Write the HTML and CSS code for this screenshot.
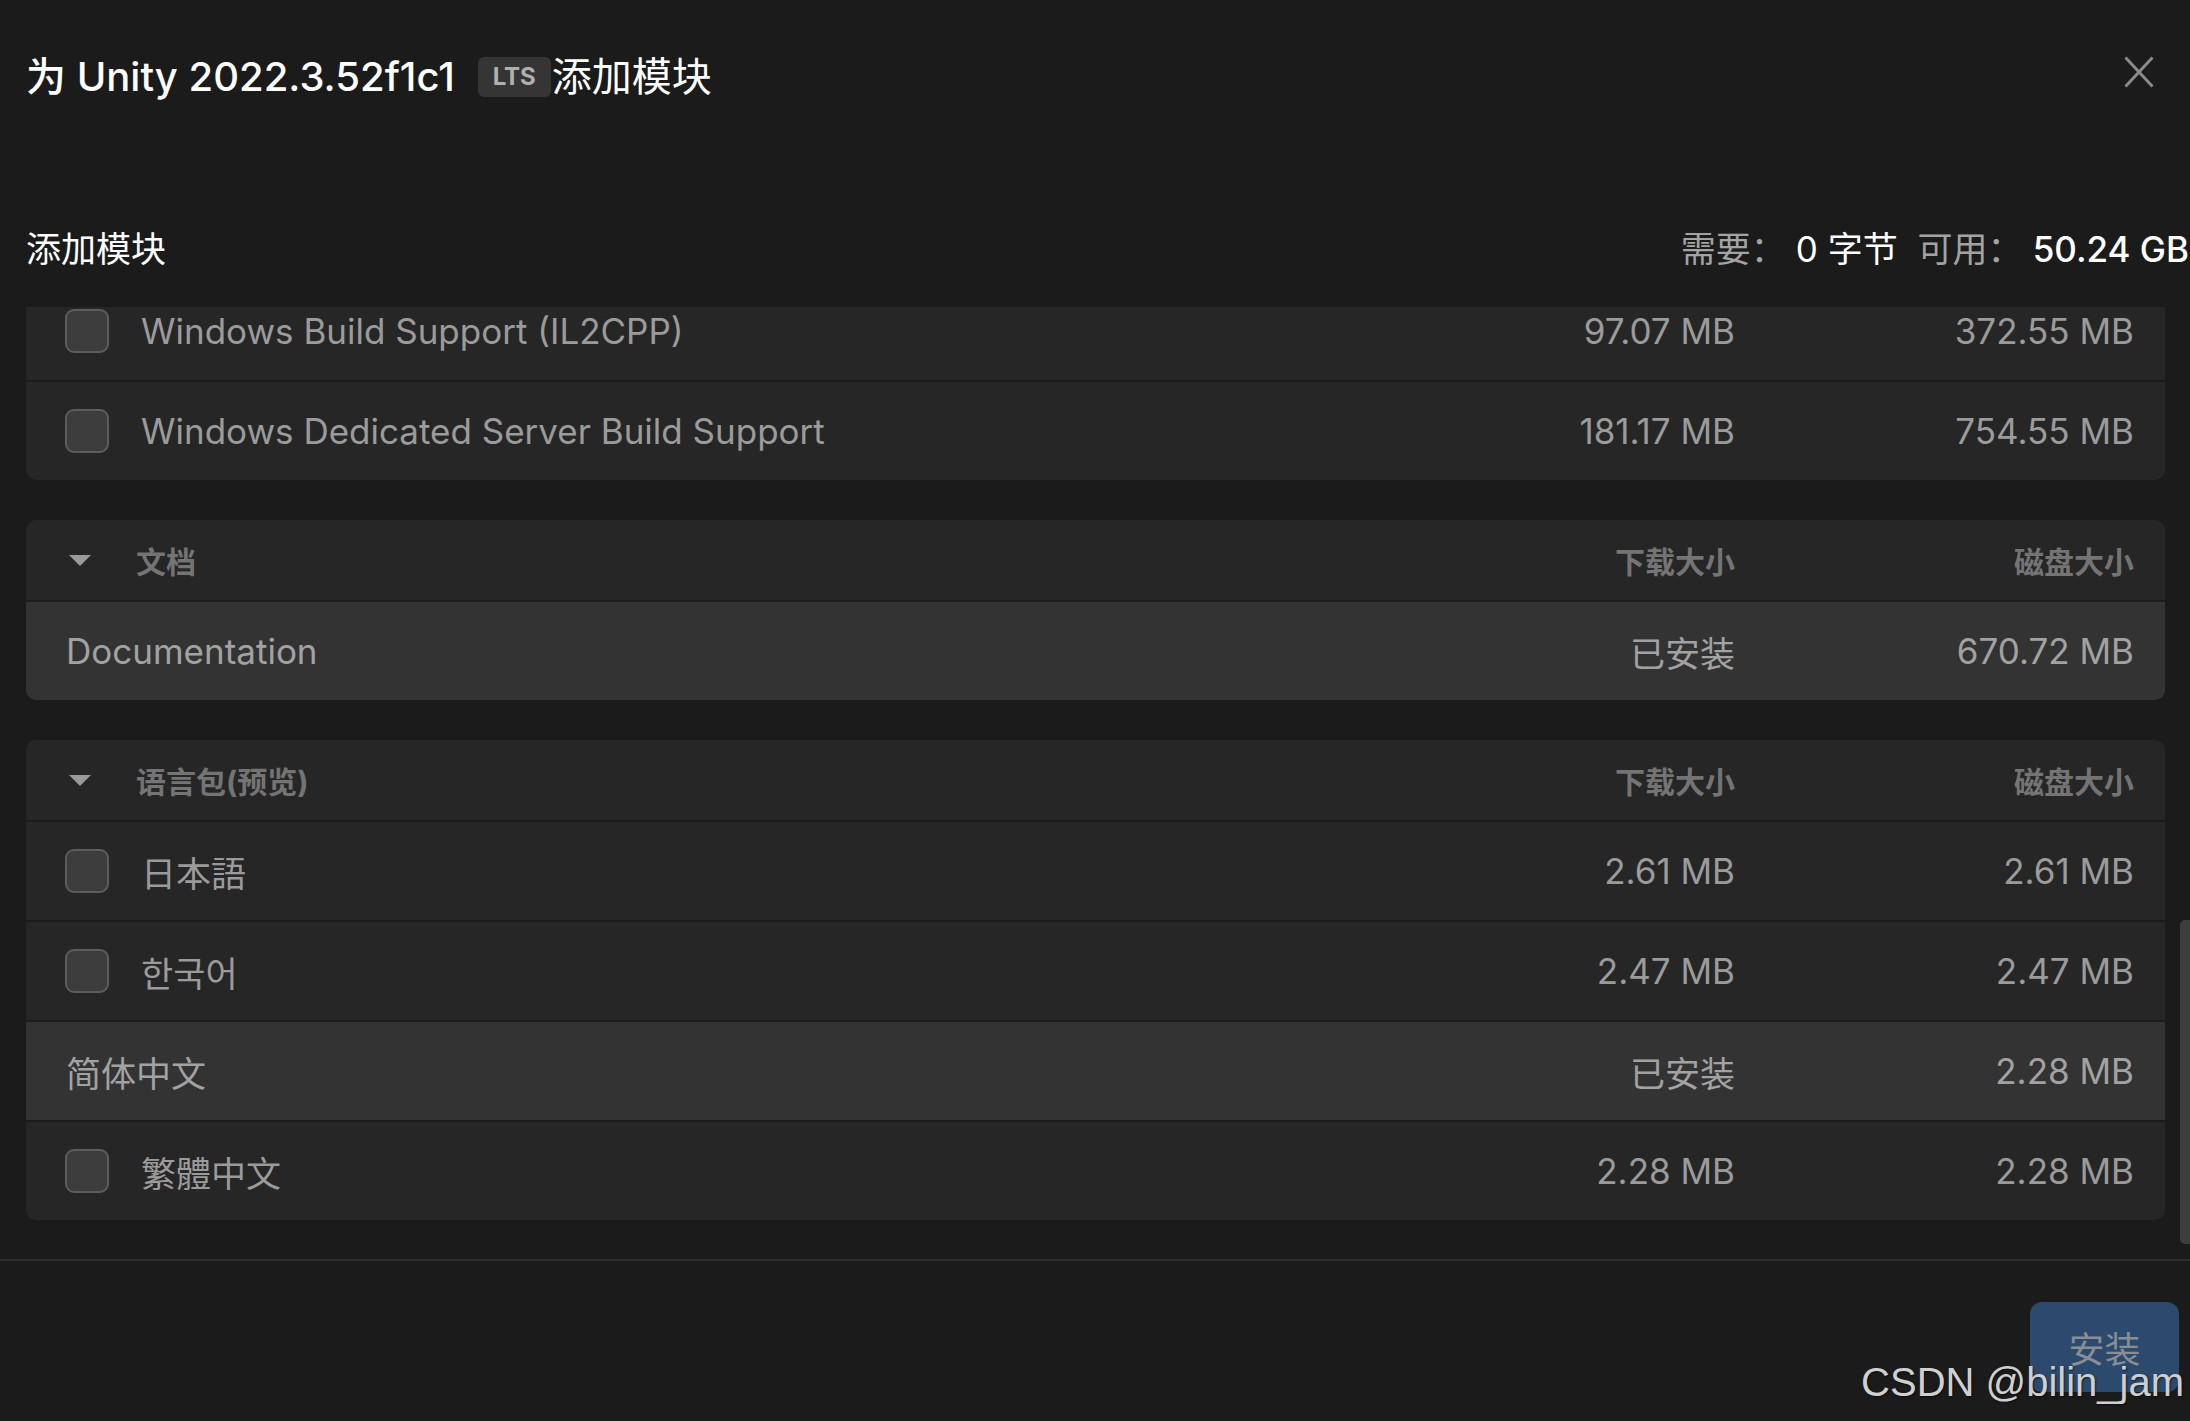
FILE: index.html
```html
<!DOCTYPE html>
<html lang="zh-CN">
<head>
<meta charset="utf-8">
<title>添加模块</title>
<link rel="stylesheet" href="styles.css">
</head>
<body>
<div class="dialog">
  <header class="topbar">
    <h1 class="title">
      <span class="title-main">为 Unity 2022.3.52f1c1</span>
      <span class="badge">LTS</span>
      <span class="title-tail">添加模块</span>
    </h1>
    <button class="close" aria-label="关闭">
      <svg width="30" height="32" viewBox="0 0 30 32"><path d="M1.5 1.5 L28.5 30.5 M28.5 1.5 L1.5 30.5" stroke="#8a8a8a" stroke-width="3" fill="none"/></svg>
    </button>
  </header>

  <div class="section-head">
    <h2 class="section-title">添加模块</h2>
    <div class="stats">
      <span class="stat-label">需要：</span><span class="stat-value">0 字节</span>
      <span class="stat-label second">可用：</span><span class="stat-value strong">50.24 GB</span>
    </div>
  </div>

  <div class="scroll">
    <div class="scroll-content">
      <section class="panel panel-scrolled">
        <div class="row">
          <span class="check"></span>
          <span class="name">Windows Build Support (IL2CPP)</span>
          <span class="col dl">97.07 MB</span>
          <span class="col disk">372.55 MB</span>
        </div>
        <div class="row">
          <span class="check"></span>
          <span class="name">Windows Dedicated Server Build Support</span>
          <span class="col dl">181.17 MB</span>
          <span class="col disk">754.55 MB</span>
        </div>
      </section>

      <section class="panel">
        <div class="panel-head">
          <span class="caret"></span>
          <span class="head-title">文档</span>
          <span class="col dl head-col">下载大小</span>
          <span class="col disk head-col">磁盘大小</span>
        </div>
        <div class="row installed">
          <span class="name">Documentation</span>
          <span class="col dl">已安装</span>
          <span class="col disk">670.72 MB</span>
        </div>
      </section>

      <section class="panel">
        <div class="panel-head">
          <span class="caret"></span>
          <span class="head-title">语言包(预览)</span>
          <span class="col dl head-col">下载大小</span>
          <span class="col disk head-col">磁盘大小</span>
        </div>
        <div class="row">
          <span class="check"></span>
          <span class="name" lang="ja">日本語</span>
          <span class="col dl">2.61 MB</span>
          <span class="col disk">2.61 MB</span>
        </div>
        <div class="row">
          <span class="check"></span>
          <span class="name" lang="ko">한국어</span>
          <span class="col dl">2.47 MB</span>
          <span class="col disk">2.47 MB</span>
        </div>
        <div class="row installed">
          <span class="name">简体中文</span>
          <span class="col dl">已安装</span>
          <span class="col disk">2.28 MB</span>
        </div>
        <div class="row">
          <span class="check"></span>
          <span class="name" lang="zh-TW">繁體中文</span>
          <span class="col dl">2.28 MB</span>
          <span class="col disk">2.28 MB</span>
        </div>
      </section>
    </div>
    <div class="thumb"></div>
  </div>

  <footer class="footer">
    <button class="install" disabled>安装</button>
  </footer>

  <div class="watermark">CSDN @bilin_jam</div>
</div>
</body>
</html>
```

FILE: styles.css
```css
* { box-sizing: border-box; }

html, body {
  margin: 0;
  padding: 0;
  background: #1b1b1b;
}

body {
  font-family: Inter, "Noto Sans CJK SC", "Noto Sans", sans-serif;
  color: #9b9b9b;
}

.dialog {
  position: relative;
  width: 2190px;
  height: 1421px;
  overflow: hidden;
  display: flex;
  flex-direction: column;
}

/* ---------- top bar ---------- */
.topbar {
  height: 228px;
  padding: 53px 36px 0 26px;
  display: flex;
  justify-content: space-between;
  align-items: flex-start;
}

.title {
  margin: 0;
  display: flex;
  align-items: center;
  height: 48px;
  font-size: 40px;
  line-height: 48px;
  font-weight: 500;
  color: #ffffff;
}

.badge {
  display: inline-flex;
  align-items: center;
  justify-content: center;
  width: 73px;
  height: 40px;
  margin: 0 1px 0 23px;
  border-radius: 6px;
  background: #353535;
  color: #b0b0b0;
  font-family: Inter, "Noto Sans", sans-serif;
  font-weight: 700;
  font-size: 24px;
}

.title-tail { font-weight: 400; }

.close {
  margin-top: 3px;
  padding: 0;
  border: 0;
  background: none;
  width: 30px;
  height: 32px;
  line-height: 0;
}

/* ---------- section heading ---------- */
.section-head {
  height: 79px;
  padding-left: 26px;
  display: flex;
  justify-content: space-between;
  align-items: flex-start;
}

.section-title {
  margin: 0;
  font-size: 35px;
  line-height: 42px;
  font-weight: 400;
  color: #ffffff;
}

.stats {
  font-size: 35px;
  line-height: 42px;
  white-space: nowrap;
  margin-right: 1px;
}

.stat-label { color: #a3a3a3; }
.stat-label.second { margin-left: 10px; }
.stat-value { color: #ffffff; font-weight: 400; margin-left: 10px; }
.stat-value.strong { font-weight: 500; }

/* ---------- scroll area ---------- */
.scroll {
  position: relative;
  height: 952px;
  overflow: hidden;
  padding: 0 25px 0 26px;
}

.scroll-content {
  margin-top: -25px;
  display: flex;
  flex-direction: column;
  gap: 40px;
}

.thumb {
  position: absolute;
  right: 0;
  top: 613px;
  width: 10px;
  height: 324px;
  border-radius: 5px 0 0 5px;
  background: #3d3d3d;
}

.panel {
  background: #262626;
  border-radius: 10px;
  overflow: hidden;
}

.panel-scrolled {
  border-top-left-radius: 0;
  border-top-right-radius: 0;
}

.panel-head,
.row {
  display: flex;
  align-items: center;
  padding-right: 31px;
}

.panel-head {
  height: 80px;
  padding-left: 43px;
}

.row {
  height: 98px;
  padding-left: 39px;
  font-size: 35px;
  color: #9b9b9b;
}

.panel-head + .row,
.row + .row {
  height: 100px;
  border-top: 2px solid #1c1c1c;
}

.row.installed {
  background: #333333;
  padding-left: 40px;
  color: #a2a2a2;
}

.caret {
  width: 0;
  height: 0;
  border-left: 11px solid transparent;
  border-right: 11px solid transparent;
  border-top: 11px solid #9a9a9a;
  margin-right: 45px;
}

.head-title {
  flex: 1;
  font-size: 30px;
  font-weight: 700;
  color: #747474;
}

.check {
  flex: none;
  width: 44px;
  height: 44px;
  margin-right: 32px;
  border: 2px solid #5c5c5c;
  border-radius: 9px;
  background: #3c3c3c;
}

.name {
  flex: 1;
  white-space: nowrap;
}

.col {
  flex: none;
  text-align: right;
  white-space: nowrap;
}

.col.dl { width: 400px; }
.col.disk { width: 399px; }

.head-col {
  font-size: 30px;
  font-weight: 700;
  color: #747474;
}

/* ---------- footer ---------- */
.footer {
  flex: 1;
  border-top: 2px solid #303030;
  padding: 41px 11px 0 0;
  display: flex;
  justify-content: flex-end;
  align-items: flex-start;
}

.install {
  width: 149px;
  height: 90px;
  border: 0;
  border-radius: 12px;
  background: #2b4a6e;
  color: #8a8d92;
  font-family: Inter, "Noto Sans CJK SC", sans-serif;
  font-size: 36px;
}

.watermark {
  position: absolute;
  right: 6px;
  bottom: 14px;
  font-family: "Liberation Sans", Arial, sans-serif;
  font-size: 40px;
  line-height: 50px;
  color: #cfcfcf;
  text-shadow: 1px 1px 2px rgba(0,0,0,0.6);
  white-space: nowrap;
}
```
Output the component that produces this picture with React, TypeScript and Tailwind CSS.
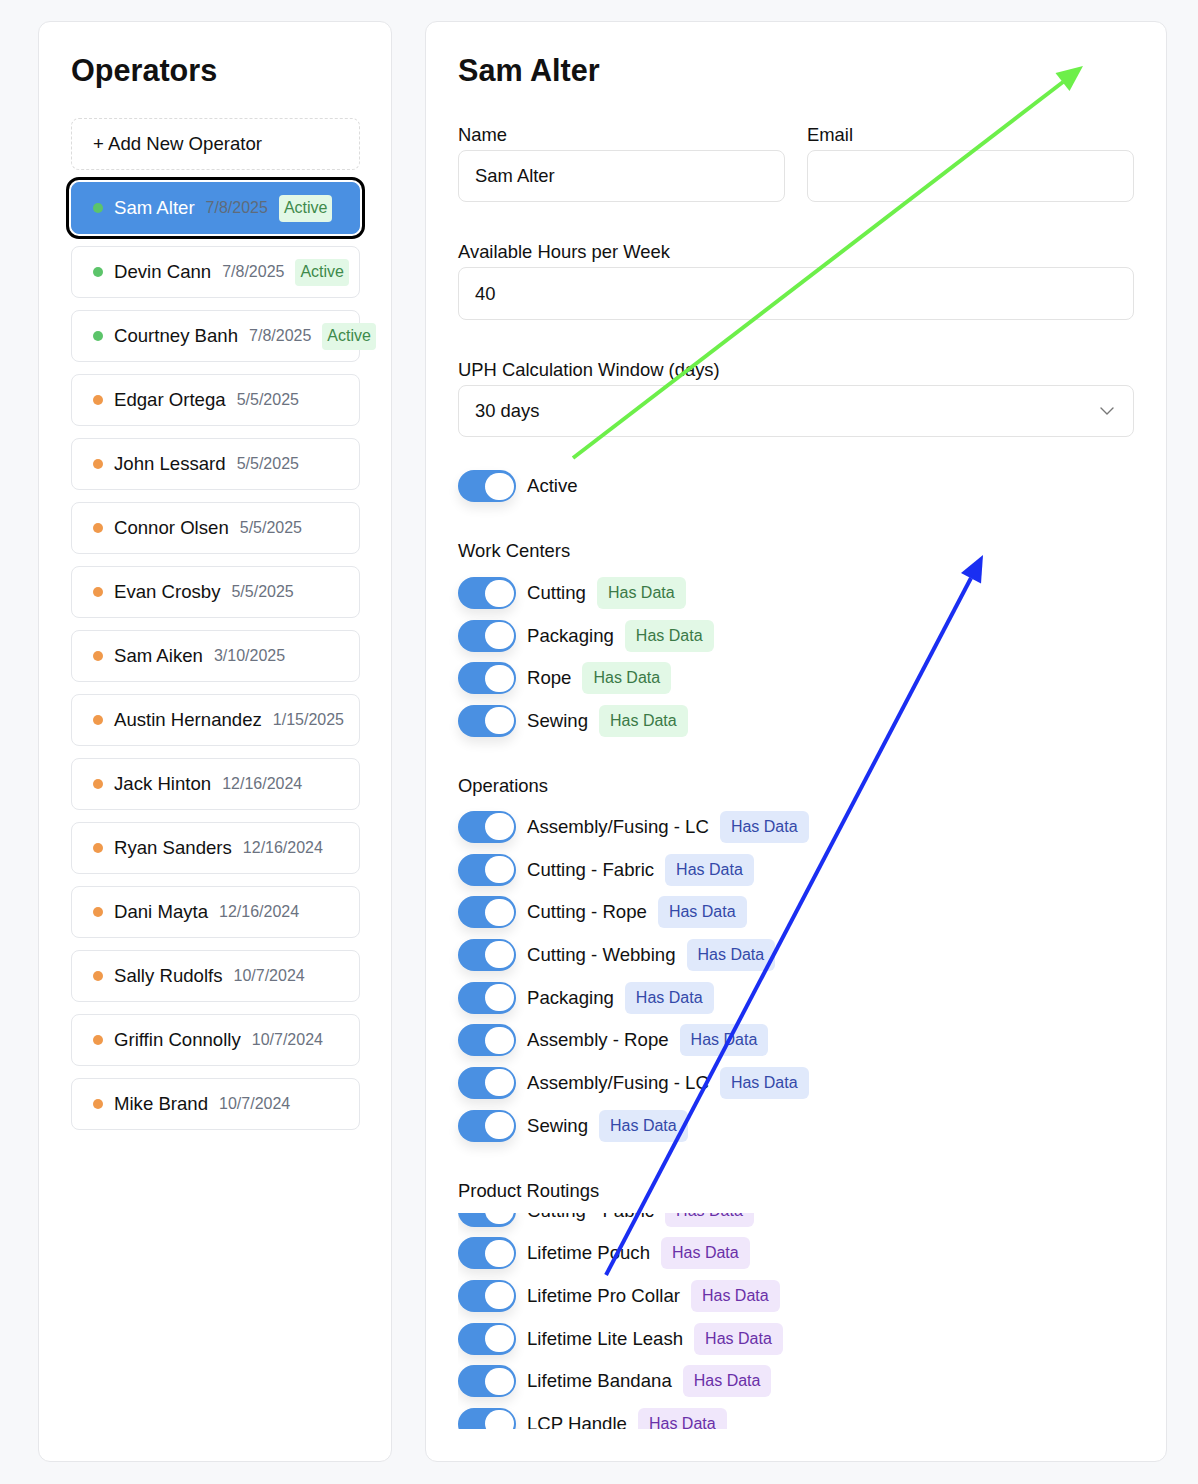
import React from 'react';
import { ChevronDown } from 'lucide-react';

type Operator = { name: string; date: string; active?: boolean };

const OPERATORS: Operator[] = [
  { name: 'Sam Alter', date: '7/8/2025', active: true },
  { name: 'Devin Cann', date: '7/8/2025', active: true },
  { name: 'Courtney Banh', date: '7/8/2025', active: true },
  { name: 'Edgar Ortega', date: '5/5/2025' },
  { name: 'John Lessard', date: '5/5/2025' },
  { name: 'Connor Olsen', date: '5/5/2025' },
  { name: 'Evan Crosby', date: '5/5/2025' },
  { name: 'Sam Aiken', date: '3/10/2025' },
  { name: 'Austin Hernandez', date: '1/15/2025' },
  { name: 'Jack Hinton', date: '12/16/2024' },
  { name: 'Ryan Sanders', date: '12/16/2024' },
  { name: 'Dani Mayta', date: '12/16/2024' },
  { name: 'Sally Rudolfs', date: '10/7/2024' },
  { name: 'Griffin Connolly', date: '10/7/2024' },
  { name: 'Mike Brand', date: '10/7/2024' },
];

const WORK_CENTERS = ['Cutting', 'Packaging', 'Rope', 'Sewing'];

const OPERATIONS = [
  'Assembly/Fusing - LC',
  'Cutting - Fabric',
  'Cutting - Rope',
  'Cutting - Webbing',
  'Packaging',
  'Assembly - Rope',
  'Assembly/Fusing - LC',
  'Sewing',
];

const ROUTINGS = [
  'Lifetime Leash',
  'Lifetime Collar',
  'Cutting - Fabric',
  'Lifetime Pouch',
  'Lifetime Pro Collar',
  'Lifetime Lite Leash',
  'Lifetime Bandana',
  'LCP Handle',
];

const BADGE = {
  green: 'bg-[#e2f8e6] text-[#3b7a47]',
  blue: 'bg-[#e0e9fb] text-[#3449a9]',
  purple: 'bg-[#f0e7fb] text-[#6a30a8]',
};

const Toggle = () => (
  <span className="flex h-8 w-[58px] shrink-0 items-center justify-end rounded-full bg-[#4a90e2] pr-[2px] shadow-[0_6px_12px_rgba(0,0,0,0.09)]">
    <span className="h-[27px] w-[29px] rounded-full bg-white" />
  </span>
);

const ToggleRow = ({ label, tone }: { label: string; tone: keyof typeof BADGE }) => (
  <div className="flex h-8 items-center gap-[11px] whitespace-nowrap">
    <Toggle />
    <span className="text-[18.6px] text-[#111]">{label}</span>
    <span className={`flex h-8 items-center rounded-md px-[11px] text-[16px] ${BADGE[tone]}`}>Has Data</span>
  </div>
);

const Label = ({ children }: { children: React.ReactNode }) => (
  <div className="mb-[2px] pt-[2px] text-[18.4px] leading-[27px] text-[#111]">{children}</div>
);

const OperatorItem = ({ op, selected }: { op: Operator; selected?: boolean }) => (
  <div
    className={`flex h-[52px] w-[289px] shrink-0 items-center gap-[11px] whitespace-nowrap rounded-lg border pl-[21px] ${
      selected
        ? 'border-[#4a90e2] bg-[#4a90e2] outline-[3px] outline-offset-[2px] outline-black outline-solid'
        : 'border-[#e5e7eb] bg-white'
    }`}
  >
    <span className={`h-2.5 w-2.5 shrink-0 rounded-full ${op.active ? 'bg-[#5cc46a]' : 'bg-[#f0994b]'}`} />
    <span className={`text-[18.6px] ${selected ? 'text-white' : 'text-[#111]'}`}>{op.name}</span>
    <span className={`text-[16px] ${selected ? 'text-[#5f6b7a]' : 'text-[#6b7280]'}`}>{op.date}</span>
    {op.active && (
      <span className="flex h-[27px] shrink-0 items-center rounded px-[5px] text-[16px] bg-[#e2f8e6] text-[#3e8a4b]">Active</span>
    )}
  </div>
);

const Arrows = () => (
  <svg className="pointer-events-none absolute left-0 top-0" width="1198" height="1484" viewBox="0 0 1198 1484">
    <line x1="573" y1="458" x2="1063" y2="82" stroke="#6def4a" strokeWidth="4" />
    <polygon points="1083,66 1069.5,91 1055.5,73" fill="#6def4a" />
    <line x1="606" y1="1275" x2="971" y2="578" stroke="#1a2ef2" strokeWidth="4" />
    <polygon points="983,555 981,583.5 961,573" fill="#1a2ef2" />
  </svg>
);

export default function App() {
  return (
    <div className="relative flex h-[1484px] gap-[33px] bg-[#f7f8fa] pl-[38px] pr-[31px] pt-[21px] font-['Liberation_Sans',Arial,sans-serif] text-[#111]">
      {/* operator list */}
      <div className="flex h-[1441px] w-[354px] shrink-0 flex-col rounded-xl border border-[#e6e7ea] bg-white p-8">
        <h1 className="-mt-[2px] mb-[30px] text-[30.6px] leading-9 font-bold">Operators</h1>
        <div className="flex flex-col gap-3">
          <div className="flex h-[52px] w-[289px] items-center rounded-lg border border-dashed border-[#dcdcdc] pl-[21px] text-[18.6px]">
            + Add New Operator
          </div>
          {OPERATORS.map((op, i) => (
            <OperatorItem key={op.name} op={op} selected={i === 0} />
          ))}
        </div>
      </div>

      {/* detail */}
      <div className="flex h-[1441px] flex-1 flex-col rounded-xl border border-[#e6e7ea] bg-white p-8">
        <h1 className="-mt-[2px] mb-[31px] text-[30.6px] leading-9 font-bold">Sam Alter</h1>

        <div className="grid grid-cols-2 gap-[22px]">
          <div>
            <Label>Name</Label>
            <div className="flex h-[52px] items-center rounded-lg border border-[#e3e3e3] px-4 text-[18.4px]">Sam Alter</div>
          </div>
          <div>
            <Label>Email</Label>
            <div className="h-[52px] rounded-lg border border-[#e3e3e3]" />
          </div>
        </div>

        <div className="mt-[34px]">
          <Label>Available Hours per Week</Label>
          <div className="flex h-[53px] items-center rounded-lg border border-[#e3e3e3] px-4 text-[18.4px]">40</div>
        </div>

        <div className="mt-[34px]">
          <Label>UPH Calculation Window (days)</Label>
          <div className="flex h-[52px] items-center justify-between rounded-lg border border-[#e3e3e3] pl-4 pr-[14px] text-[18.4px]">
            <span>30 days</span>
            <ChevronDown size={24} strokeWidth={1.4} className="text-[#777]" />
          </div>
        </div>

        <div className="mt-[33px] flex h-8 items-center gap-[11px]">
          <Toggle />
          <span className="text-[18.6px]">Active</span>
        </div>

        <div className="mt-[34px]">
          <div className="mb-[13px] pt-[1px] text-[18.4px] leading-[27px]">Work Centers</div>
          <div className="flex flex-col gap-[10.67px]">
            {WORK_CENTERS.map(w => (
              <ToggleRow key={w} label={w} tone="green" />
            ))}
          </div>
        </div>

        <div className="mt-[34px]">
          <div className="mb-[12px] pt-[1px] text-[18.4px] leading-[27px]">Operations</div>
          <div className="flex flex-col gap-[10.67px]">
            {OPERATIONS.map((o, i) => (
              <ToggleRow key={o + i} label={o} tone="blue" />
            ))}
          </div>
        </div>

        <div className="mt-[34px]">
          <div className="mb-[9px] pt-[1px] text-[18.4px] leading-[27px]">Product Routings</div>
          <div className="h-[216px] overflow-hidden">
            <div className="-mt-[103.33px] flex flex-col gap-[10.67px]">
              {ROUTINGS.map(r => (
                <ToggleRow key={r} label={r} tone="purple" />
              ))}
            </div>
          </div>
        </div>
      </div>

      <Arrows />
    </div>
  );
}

################

Repeat exactly, and only, the lines between the line holding "Output the component" and the line holding "const WORK_CENTERS = ['Cutting', 'Packaging', 'Rope', 'Sewing'];", inclusive, leaving pictures out.

Output the component that produces this picture with React, TypeScript and Tailwind CSS.
import React from 'react';
import { ChevronDown } from 'lucide-react';

type Operator = { name: string; date: string; active?: boolean };

const OPERATORS: Operator[] = [
  { name: 'Sam Alter', date: '7/8/2025', active: true },
  { name: 'Devin Cann', date: '7/8/2025', active: true },
  { name: 'Courtney Banh', date: '7/8/2025', active: true },
  { name: 'Edgar Ortega', date: '5/5/2025' },
  { name: 'John Lessard', date: '5/5/2025' },
  { name: 'Connor Olsen', date: '5/5/2025' },
  { name: 'Evan Crosby', date: '5/5/2025' },
  { name: 'Sam Aiken', date: '3/10/2025' },
  { name: 'Austin Hernandez', date: '1/15/2025' },
  { name: 'Jack Hinton', date: '12/16/2024' },
  { name: 'Ryan Sanders', date: '12/16/2024' },
  { name: 'Dani Mayta', date: '12/16/2024' },
  { name: 'Sally Rudolfs', date: '10/7/2024' },
  { name: 'Griffin Connolly', date: '10/7/2024' },
  { name: 'Mike Brand', date: '10/7/2024' },
];

const WORK_CENTERS = ['Cutting', 'Packaging', 'Rope', 'Sewing'];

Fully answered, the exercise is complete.